■ Exercise ■
Check every line of the data below for the string "React", and copy the ones that hold it.

========

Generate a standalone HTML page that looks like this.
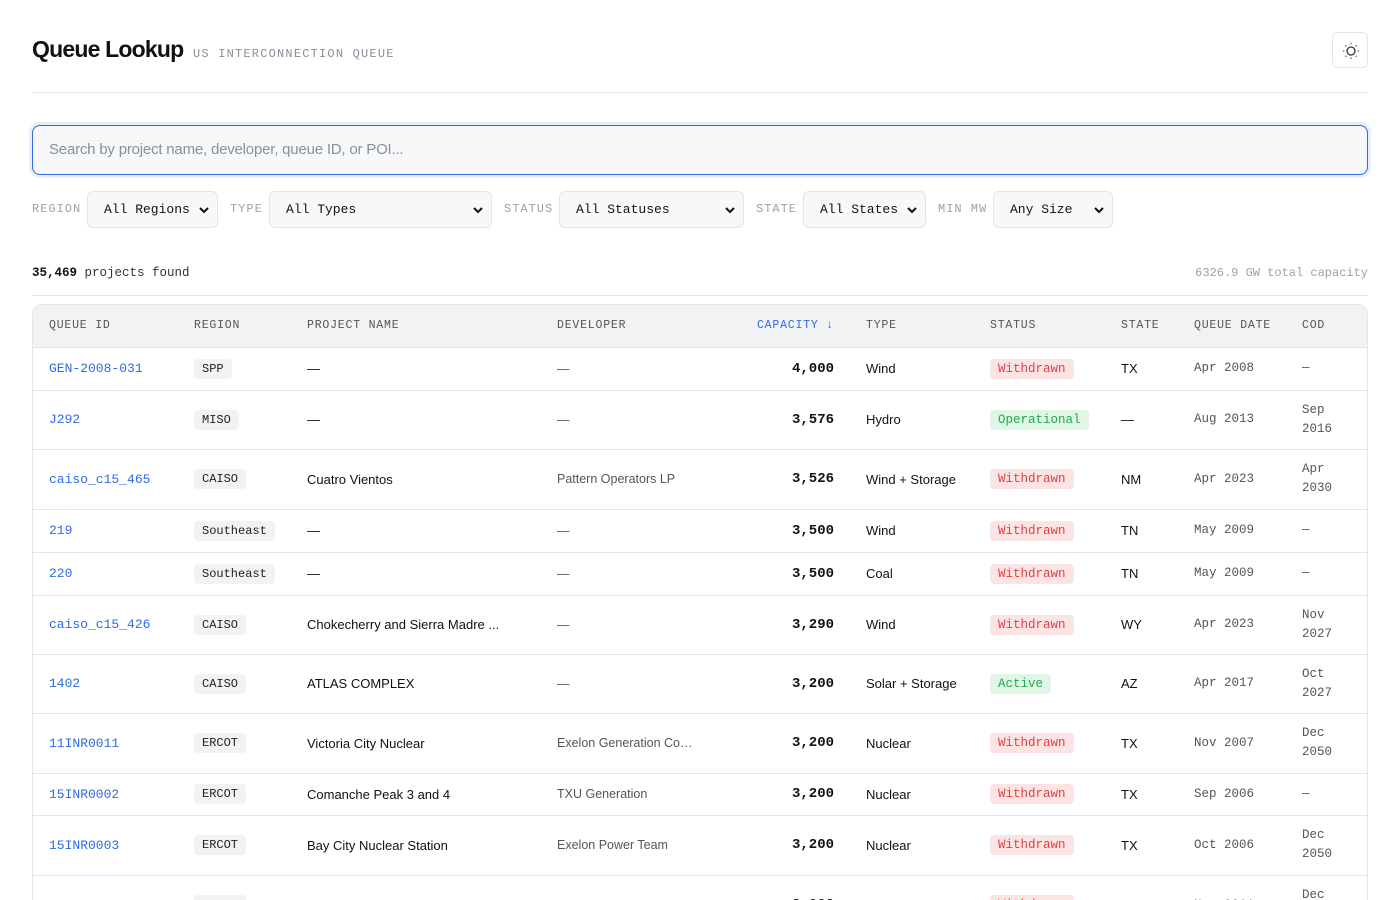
<!DOCTYPE html>
<html><head><meta charset="utf-8"><style>
*{box-sizing:border-box;margin:0;padding:0}
html,body{width:1400px;height:900px;overflow:hidden}
body{background:#fff;font-family:"Liberation Sans",sans-serif;color:#111;position:relative}
.mono{font-family:"Liberation Mono",monospace}
.abs{position:absolute}
h1{position:absolute;left:32px;top:36px;font-size:23px;font-weight:bold;letter-spacing:-0.8px;color:#111}
.sub{left:193px;top:47px;font-size:12px;color:#8a8f98;letter-spacing:1.2px}
.theme{left:1332px;top:32px;width:36px;height:36px;border:1px solid #e3e5e8;border-radius:6px}
.hr{left:32px;width:1336px;height:1px;background:#e3e5e8}
.search{left:32px;top:125px;width:1336px;height:50px;border:1px solid #2f6be6;border-radius:8px;background:#f7f8fa;box-shadow:0 0 0 3px #e6eefc;font-size:15px;color:#8a8f98;padding:15px 16px;letter-spacing:-0.2px}
.lbl{top:202px;font-size:12px;color:#9ca1a8;letter-spacing:1px}
.sel{top:191px;height:37px;border:1px solid #e3e5e8;border-radius:6px;background:#f7f8fa;font-size:13px;padding:10px 0 0 16px;color:#111}
.sel svg{position:absolute;right:8px;top:14px}
.cnt{left:32px;top:266px;font-size:12.5px;color:#333}
.tot{right:32px;top:266px;font-size:12px;color:#9ca1a8}
.tbl{left:32px;top:304px;width:1336px;border:1px solid #e3e5e8;border-radius:10px;overflow:hidden;height:596px;border-bottom:none;border-bottom-left-radius:0;border-bottom-right-radius:0}
table{border-collapse:collapse;table-layout:fixed;width:1334px}
th{background:#f1f2f4;height:42px;font-family:"Liberation Mono",monospace;font-weight:normal;font-size:11.5px;color:#555;letter-spacing:0.8px;text-align:left;padding-left:16px;border-bottom:1px solid #e3e5e8}
td{padding-left:16px;border-bottom:1px solid #e3e5e8;font-size:13px;vertical-align:middle}
td.id{font-family:"Liberation Mono",monospace;color:#2f6be6;font-size:13px}
.bd{display:inline-block;background:#f1f2f4;border-radius:4px;padding:3px 8px;font-family:"Liberation Mono",monospace;font-size:12px;color:#222}
td.cap{text-align:right;padding-right:16px;font-family:"Liberation Mono",monospace;font-weight:bold;font-size:14px}
td.dev{color:#555;font-size:12.5px;white-space:nowrap;overflow:hidden;text-overflow:ellipsis}
td.dt,td.cod{font-family:"Liberation Mono",monospace;color:#555;font-size:12.5px;line-height:19px}
.st{display:inline-block;border-radius:4px;padding:3px 8px;font-family:"Liberation Mono",monospace;font-size:12.5px}
.w{background:#fde4e4;color:#e53e3e}.g{background:#e0f5e6;color:#22a850}
</style></head><body>
<h1>Queue Lookup</h1>
<div class="abs sub mono">US INTERCONNECTION QUEUE</div>
<div class="abs theme"><svg width="36" height="36" viewBox="0 0 36 36"><circle cx="18" cy="18" r="4" fill="none" stroke="#333" stroke-width="1.3"/><g stroke="#555" stroke-width="1.3" stroke-linecap="round"><path d="M18 10.5v.3M18 25.2v.3M10.5 18h.3M25.2 18h.3M12.7 12.7l.2.2M23.1 23.1l.2.2M12.7 23.3l.2-.2M23.1 12.9l.2-.2"/></g></svg></div>
<div class="abs hr" style="top:92px"></div>
<div class="abs search">Search by project name, developer, queue ID, or POI...</div>

<div class="abs lbl mono" style="left:32px">REGION</div>
<div class="abs sel mono" style="left:87px;width:131px">All Regions<svg width="10" height="8"><path d="M1 2l4 4 4-4" stroke="#111" stroke-width="2" fill="none"/></svg></div>
<div class="abs lbl mono" style="left:230px">TYPE</div>
<div class="abs sel mono" style="left:269px;width:223px">All Types<svg width="10" height="8"><path d="M1 2l4 4 4-4" stroke="#111" stroke-width="2" fill="none"/></svg></div>
<div class="abs lbl mono" style="left:504px">STATUS</div>
<div class="abs sel mono" style="left:559px;width:185px">All Statuses<svg width="10" height="8"><path d="M1 2l4 4 4-4" stroke="#111" stroke-width="2" fill="none"/></svg></div>
<div class="abs lbl mono" style="left:756px">STATE</div>
<div class="abs sel mono" style="left:803px;width:123px">All States<svg width="10" height="8"><path d="M1 2l4 4 4-4" stroke="#111" stroke-width="2" fill="none"/></svg></div>
<div class="abs lbl mono" style="left:938px">MIN MW</div>
<div class="abs sel mono" style="left:993px;width:120px">Any Size<svg width="10" height="8"><path d="M1 2l4 4 4-4" stroke="#111" stroke-width="2" fill="none"/></svg></div>

<div class="abs cnt mono"><b style="color:#111">35,469</b> projects found</div>
<div class="abs tot mono">6326.9 GW total capacity</div>
<div class="abs hr" style="top:295px"></div>

<div class="abs tbl"><table>
<colgroup><col style="width:145px"><col style="width:113px"><col style="width:250px"><col style="width:159px"><col style="width:150px"><col style="width:124px"><col style="width:131px"><col style="width:73px"><col style="width:108px"><col style="width:81px"></colgroup>
<tr><th>QUEUE ID</th><th>REGION</th><th>PROJECT NAME</th><th>DEVELOPER</th><th style="text-align:right;padding-right:16px;color:#2f6be6">CAPACITY ↓</th><th>TYPE</th><th>STATUS</th><th>STATE</th><th>QUEUE DATE</th><th>COD</th></tr>
<tr style="height:43px"><td class="id">GEN-2008-031</td><td><span class="bd">SPP</span></td><td>—</td><td class="dev">—</td><td class="cap">4,000</td><td>Wind</td><td><span class="st w">Withdrawn</span></td><td>TX</td><td class="dt">Apr 2008</td><td class="cod">—</td></tr>
<tr style="height:59px"><td class="id">J292</td><td><span class="bd">MISO</span></td><td>—</td><td class="dev">—</td><td class="cap">3,576</td><td>Hydro</td><td><span class="st g">Operational</span></td><td>—</td><td class="dt">Aug 2013</td><td class="cod">Sep<br>2016</td></tr>
<tr style="height:60px"><td class="id">caiso_c15_465</td><td><span class="bd">CAISO</span></td><td>Cuatro Vientos</td><td class="dev">Pattern Operators LP</td><td class="cap">3,526</td><td>Wind + Storage</td><td><span class="st w">Withdrawn</span></td><td>NM</td><td class="dt">Apr 2023</td><td class="cod">Apr<br>2030</td></tr>
<tr style="height:43px"><td class="id">219</td><td><span class="bd">Southeast</span></td><td>—</td><td class="dev">—</td><td class="cap">3,500</td><td>Wind</td><td><span class="st w">Withdrawn</span></td><td>TN</td><td class="dt">May 2009</td><td class="cod">—</td></tr>
<tr style="height:43px"><td class="id">220</td><td><span class="bd">Southeast</span></td><td>—</td><td class="dev">—</td><td class="cap">3,500</td><td>Coal</td><td><span class="st w">Withdrawn</span></td><td>TN</td><td class="dt">May 2009</td><td class="cod">—</td></tr>
<tr style="height:59px"><td class="id">caiso_c15_426</td><td><span class="bd">CAISO</span></td><td>Chokecherry and Sierra Madre ...</td><td class="dev">—</td><td class="cap">3,290</td><td>Wind</td><td><span class="st w">Withdrawn</span></td><td>WY</td><td class="dt">Apr 2023</td><td class="cod">Nov<br>2027</td></tr>
<tr style="height:59px"><td class="id">1402</td><td><span class="bd">CAISO</span></td><td>ATLAS COMPLEX</td><td class="dev">—</td><td class="cap">3,200</td><td>Solar + Storage</td><td><span class="st g">Active</span></td><td>AZ</td><td class="dt">Apr 2017</td><td class="cod">Oct<br>2027</td></tr>
<tr style="height:60px"><td class="id">11INR0011</td><td><span class="bd">ERCOT</span></td><td>Victoria City Nuclear</td><td class="dev">Exelon Generation Company</td><td class="cap">3,200</td><td>Nuclear</td><td><span class="st w">Withdrawn</span></td><td>TX</td><td class="dt">Nov 2007</td><td class="cod">Dec<br>2050</td></tr>
<tr style="height:42px"><td class="id">15INR0002</td><td><span class="bd">ERCOT</span></td><td>Comanche Peak 3 and 4</td><td class="dev">TXU Generation</td><td class="cap">3,200</td><td>Nuclear</td><td><span class="st w">Withdrawn</span></td><td>TX</td><td class="dt">Sep 2006</td><td class="cod">—</td></tr>
<tr style="height:60px"><td class="id">15INR0003</td><td><span class="bd">ERCOT</span></td><td>Bay City Nuclear Station</td><td class="dev">Exelon Power Team</td><td class="cap">3,200</td><td>Nuclear</td><td><span class="st w">Withdrawn</span></td><td>TX</td><td class="dt">Oct 2006</td><td class="cod">Dec<br>2050</td></tr>
<tr style="height:60px"><td class="id">741</td><td><span class="bd">CAISO</span></td><td>PATHFINDER RENEWABLE WIN...</td><td class="dev">—</td><td class="cap">3,000</td><td>Wind</td><td><span class="st w">Withdrawn</span></td><td>WY</td><td class="dt">Nov 2011</td><td class="cod">Dec<br>2025</td></tr>
</table></div>
</body></html>
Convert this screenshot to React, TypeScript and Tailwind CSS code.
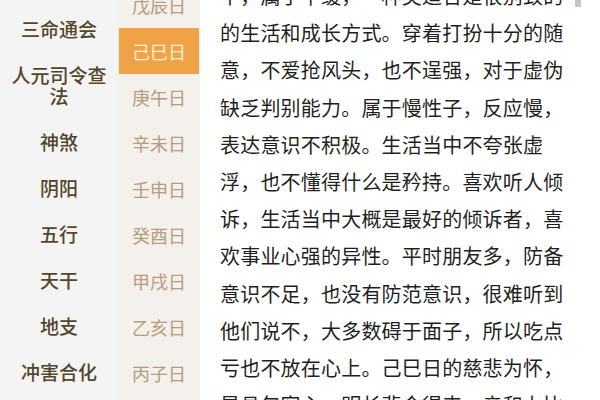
import React from "react";

const categories = [
  "八字精批",
  "三命通会",
  "人元司令查法",
  "神煞",
  "阴阳",
  "五行",
  "天干",
  "地支",
  "冲害合化",
];

const days = [
  "戊辰日",
  "己巳日",
  "庚午日",
  "辛未日",
  "壬申日",
  "癸酉日",
  "甲戌日",
  "乙亥日",
  "丙子日",
  "丁丑日",
];

const lines = [
  "中，属于平缓，一种类适合是很别致的",
  "的生活和成长方式。穿着打扮十分的随",
  "意，不爱抢风头，也不逞强，对于虚伪",
  "缺乏判别能力。属于慢性子，反应慢，",
  "表达意识不积极。生活当中不夸张虚",
  "浮，也不懂得什么是矜持。喜欢听人倾",
  "诉，生活当中大概是最好的倾诉者，喜",
  "欢事业心强的异性。平时朋友多，防备",
  "意识不足，也没有防范意识，很难听到",
  "他们说不，大多数碍于面子，所以吃点",
  "亏也不放在心上。己巳日的慈悲为怀，",
  "是具包容心，明长悲会得来，亲和力比",
];

export default function App() {
  return (
    <div
      className="relative flex h-[400px] w-[600px] overflow-hidden bg-white"
      style={{ fontFamily: '"Noto Sans CJK SC", "Noto Sans", sans-serif' }}
    >
      {/* category list */}
      <div className="w-[118px] shrink-0 bg-[#f4f4f4]">
        <div className="-mt-[41px] flex flex-col">
          {categories.map((c) => (
            <div
              key={c}
              className="flex items-center justify-center px-[10px] py-[12.5px] text-center text-[19px] font-medium leading-[21px] text-[#54462a]"
            >
              {c}
            </div>
          ))}
        </div>
      </div>

      {/* day list */}
      <div className="w-[82px] shrink-0 bg-[#f4f0eb]">
        <div className="-mt-[18px] flex flex-col">
          {days.map((d) => (
            <div
              key={d}
              className={
                d === "己巳日"
                  ? "mx-px flex h-[46px] items-center justify-center bg-[#f0a246] text-[18px] text-[#fdf1da]"
                  : "flex h-[46px] items-center justify-center text-[18px] text-[#b59d7d]"
              }
            >
              {d}
            </div>
          ))}
        </div>
      </div>

      {/* article */}
      <div className="flex-1 pl-[20px]">
        <div className="-mt-[23px]">
          {lines.map((l, i) => (
            <div
              key={i}
              className="whitespace-nowrap text-[20px] leading-[37.2px] tracking-[0.2px] text-[#1f1f1f]"
            >
              {l}
            </div>
          ))}
        </div>
      </div>

      <div className="absolute right-[19px] top-0 h-[7px] w-[6px] bg-[#c4c4c4]" />
    </div>
  );
}
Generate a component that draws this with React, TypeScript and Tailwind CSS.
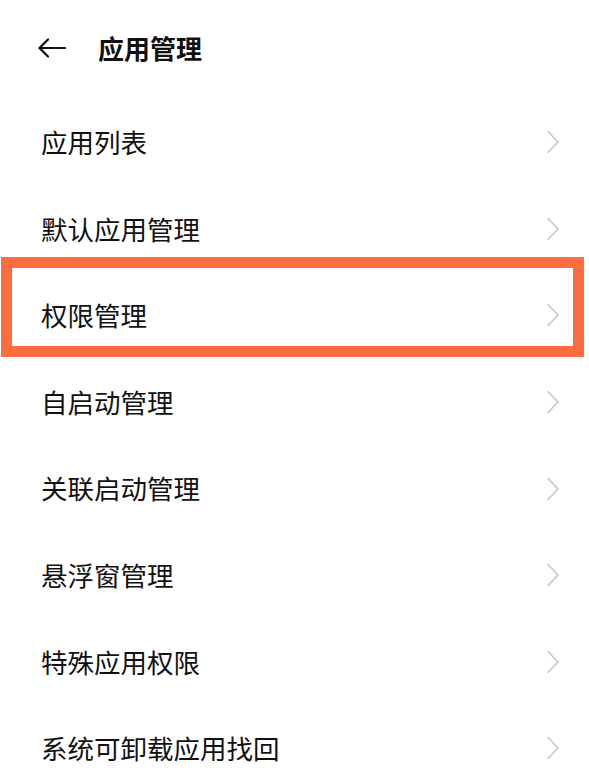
const items = [
  "应用列表",
  "默认应用管理",
  "权限管理",
  "自启动管理",
  "关联启动管理",
  "悬浮窗管理",
  "特殊应用权限",
  "系统可卸载应用找回",
];

function Chevron() {
  return (
    <svg width="14" height="24" viewBox="0 0 14 24" fill="none" className="shrink-0">
      <path d="M2 1.5 L12 12 L2 22.5" stroke="#c6c6c6" strokeWidth="1.6" strokeLinecap="round" strokeLinejoin="round" />
    </svg>
  );
}

export default function App() {
  return (
    <main
      className="min-h-screen w-[589px] overflow-hidden bg-white text-[#111]"
      style={{ fontFamily: '"Noto Sans CJK SC", "Noto Sans", sans-serif' }}
    >
      <header className="flex h-[96px] items-center pl-[38px]">
        <svg width="28" height="20" viewBox="0 0 28 20" fill="none">
          <path d="M27 10 H2 M10 1.5 L1.5 10 L10 18.5" stroke="#111" strokeWidth="2.2" strokeLinecap="round" strokeLinejoin="round" />
        </svg>
        <h1 className="ml-[32px] text-[26px] font-semibold leading-none">应用管理</h1>
      </header>

      <ul className="mt-[3px]">
        {items.map((item, index) => (
          <li
            key={item}
            className="relative flex h-[86.6px] items-center justify-between pl-[41px] pr-[29px]"
          >
            <span className="text-[26.5px] leading-none">{item}</span>
            <Chevron />
            {index === 2 && (
              <div className="pointer-events-none absolute bottom-[1.5px] left-[1px] right-[5px] top-[-15px] border-[11.5px] border-[#ff6c40]" />
            )}
          </li>
        ))}
      </ul>
    </main>
  );
}
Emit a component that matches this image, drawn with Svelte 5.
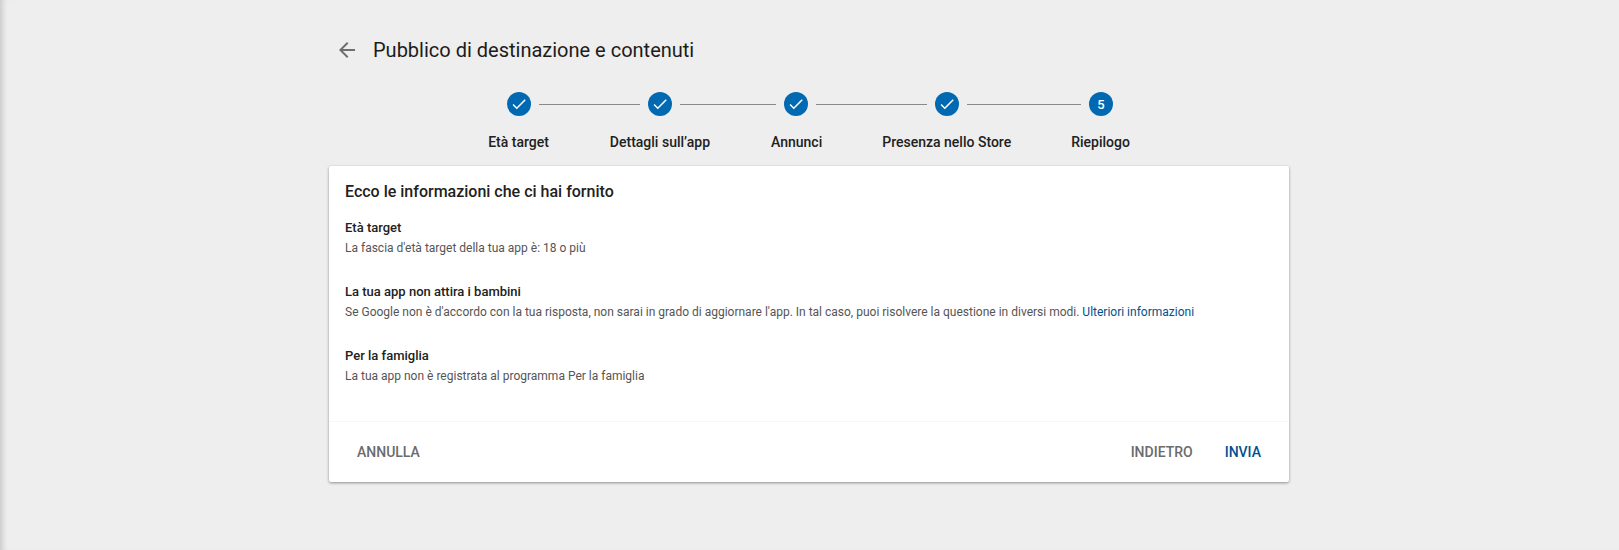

========

■ Response ■
Convert this screenshot to React, TypeScript and Tailwind CSS code.
import React from "react";
Generate a component that draws this with React, TypeScript and Tailwind CSS.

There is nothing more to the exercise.